**Given request:** Only the number is wanted: how many lines contain the word "that"?

---

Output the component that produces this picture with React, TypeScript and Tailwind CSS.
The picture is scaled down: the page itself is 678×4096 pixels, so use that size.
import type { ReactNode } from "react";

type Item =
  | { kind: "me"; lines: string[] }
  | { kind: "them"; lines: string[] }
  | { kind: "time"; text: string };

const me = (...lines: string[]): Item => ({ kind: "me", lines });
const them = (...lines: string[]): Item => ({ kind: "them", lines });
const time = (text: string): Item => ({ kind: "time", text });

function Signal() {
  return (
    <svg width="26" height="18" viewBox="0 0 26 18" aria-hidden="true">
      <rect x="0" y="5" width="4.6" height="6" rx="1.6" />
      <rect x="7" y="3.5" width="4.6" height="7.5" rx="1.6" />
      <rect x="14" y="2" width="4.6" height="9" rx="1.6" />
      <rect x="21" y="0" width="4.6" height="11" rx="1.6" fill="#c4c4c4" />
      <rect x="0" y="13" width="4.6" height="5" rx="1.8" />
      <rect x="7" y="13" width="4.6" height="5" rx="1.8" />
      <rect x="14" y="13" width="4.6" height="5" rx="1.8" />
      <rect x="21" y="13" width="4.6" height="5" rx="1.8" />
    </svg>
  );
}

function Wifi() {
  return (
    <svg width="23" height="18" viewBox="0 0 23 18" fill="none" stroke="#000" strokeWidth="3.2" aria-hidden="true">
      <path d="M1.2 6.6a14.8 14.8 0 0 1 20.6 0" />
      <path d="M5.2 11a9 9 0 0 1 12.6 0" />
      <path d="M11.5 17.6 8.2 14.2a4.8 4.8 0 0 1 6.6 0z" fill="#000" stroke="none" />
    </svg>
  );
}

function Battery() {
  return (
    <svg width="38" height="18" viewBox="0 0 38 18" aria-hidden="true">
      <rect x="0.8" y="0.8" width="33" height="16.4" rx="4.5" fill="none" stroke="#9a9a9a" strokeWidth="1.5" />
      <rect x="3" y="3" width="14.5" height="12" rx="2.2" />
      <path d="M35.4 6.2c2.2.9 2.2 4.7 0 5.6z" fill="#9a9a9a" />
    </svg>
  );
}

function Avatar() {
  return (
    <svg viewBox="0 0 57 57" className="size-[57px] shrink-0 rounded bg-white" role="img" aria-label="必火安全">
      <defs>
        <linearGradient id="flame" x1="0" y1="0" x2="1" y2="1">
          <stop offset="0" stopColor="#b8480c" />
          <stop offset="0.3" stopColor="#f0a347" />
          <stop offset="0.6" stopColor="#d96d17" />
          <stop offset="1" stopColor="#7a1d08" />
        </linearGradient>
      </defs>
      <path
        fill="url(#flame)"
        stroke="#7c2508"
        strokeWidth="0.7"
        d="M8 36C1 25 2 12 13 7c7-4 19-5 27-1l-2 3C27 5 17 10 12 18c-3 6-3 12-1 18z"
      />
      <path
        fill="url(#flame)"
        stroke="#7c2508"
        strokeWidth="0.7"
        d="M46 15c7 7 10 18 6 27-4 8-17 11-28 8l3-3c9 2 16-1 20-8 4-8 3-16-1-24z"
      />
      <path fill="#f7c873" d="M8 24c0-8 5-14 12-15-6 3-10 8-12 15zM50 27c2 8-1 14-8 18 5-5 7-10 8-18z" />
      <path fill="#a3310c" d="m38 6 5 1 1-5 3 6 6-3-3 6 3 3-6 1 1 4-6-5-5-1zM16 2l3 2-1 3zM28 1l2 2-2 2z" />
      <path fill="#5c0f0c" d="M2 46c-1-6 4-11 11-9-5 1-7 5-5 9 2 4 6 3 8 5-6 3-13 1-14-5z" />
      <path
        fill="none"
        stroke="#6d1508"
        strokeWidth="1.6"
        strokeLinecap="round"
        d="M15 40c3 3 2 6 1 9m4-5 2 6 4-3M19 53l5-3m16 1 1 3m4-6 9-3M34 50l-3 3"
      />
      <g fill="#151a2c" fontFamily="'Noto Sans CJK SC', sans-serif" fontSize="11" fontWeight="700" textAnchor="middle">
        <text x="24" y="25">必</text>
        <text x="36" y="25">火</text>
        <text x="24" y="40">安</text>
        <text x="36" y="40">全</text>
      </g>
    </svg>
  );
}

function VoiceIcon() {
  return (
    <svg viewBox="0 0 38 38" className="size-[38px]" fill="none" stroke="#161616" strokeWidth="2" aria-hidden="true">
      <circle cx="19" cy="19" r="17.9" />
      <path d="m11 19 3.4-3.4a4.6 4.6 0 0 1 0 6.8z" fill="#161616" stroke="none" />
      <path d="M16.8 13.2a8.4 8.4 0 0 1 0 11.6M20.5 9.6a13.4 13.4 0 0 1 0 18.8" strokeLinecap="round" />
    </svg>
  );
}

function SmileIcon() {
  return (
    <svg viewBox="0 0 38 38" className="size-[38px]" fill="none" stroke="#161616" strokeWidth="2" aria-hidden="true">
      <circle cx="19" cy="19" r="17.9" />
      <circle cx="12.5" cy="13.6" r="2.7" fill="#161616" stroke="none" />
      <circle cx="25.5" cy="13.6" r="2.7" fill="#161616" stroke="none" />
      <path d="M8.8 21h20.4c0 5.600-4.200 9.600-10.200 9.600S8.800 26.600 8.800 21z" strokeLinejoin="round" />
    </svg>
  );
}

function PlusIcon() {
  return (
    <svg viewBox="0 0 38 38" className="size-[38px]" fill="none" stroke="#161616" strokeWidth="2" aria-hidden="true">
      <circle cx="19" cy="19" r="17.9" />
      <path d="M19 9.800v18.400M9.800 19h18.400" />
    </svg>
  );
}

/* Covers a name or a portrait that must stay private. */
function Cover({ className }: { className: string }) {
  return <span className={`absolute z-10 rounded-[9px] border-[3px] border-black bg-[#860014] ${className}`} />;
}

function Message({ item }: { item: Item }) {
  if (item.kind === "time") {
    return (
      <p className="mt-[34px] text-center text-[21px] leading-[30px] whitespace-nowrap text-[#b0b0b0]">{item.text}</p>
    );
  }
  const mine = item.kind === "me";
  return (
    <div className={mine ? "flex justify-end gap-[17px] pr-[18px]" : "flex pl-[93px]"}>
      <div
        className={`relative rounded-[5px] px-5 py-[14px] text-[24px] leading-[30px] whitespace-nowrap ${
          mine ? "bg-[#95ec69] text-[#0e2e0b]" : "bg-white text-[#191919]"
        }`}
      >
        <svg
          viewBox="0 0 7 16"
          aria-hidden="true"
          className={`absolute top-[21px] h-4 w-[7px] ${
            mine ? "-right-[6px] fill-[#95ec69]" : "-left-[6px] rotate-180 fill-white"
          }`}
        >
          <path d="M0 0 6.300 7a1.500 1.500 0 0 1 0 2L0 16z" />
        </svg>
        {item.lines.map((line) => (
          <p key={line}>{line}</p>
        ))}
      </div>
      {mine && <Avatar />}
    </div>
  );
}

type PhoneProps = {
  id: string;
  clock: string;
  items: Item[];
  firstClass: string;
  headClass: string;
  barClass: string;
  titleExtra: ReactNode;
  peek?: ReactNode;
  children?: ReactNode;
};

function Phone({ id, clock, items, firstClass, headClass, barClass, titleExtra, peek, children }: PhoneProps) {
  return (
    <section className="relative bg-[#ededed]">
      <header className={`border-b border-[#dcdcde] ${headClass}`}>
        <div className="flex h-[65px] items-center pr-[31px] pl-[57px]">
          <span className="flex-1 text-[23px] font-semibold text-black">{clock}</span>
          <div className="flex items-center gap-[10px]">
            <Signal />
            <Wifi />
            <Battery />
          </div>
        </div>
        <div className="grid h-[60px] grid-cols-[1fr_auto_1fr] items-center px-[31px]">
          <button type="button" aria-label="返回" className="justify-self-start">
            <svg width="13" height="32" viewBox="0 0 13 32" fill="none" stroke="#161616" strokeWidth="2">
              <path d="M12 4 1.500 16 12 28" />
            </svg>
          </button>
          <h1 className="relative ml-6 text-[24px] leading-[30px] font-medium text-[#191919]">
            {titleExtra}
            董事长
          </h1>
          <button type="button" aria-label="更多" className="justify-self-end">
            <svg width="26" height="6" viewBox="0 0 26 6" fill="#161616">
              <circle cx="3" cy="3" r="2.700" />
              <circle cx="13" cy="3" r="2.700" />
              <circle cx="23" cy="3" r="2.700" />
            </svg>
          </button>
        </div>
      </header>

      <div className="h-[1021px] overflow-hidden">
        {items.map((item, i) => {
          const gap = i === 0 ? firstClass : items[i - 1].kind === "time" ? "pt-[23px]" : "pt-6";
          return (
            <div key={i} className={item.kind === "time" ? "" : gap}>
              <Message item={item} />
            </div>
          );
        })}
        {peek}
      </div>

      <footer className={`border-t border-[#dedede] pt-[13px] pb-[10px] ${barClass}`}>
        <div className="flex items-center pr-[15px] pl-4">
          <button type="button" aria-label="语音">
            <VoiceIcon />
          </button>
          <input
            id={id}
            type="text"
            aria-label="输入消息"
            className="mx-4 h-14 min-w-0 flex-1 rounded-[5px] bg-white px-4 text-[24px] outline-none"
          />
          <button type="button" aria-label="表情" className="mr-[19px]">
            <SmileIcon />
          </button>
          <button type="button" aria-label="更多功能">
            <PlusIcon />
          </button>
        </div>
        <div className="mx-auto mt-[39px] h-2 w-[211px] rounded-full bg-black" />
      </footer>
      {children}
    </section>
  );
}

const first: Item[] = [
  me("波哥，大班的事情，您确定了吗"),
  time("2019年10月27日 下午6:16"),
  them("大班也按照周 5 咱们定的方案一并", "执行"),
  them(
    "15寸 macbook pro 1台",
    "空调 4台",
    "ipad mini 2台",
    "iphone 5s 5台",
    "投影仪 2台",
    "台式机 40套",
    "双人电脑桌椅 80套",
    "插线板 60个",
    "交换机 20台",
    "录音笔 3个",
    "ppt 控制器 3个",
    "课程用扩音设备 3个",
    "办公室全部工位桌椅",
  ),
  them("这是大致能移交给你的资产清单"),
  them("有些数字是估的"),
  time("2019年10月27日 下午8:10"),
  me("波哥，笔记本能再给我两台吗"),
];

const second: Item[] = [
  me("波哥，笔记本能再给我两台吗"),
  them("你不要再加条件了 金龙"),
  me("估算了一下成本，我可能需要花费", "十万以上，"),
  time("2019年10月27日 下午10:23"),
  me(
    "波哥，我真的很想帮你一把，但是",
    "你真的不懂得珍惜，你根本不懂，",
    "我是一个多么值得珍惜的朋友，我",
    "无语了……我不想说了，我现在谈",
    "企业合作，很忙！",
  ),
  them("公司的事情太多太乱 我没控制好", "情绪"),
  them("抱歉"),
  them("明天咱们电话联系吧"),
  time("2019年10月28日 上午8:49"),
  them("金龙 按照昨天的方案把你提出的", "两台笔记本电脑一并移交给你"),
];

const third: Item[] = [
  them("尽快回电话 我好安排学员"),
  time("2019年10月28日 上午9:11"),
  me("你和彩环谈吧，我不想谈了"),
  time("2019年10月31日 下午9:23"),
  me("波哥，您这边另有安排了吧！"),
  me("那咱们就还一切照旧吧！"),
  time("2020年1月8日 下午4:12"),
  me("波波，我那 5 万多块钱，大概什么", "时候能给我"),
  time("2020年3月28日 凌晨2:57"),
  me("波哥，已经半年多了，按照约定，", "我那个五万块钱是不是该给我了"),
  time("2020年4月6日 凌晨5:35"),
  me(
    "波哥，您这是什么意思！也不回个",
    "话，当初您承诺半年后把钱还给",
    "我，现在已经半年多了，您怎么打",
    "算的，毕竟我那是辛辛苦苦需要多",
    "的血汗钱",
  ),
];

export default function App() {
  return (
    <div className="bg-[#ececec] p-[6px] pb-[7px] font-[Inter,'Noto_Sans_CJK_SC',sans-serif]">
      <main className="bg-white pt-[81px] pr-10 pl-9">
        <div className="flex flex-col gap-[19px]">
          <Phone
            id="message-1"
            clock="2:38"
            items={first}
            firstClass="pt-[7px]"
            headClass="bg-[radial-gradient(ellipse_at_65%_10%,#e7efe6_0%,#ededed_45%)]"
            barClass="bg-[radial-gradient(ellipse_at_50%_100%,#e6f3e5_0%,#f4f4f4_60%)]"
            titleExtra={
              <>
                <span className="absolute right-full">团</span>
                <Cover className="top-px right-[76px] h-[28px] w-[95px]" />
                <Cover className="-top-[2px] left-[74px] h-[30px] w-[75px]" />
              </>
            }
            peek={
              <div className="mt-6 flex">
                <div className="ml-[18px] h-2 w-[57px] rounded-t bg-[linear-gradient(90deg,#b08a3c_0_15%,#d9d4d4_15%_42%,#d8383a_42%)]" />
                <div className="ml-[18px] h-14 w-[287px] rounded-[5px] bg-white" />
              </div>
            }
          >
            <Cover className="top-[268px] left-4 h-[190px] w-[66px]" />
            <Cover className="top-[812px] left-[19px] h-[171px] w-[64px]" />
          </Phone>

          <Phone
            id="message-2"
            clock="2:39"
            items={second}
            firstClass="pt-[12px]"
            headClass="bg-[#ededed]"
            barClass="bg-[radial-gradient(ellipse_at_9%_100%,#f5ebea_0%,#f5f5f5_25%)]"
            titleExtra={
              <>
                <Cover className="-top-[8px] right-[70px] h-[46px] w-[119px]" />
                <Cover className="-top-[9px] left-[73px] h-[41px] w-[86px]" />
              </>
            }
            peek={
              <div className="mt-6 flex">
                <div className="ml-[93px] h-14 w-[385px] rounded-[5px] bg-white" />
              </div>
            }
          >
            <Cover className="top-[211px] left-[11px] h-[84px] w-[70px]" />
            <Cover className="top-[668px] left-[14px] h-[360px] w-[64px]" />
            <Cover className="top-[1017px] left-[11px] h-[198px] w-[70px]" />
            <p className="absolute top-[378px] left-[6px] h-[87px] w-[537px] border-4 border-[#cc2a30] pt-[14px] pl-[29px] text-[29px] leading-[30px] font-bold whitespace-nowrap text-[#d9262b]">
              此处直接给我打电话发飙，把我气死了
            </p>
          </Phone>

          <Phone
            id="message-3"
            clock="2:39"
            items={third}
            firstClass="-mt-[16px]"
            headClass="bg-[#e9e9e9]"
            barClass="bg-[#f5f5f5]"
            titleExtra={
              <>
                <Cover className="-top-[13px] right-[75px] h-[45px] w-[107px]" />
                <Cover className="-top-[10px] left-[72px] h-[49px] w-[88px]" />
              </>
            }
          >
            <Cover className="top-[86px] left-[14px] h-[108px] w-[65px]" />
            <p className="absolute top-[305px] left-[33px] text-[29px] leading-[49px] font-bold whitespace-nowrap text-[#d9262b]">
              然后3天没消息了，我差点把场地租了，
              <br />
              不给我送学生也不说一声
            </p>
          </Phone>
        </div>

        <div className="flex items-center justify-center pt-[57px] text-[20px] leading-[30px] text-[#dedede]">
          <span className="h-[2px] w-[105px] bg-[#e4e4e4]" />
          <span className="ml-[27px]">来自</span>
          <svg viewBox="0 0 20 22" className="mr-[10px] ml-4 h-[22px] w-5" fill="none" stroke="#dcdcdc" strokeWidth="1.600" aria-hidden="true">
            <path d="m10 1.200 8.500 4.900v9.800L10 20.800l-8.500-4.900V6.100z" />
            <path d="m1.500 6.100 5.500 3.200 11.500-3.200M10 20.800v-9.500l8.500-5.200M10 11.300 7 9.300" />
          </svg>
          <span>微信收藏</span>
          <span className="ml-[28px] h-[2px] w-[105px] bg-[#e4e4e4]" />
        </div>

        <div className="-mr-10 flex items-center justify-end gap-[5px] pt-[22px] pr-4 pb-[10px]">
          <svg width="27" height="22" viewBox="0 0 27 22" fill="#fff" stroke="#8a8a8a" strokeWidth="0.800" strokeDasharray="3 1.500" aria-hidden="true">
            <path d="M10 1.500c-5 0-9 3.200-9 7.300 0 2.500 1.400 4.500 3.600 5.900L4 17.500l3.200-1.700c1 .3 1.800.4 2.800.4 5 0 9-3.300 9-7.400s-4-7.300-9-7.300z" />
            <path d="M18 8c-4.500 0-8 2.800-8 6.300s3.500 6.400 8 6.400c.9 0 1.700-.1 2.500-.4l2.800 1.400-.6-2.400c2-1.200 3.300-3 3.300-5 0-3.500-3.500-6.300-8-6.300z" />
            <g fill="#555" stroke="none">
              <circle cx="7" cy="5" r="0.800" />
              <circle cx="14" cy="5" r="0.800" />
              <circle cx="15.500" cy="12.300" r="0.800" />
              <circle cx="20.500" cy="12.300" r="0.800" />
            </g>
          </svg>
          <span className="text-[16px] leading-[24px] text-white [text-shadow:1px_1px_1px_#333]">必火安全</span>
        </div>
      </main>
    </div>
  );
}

---

**Correct response:** 3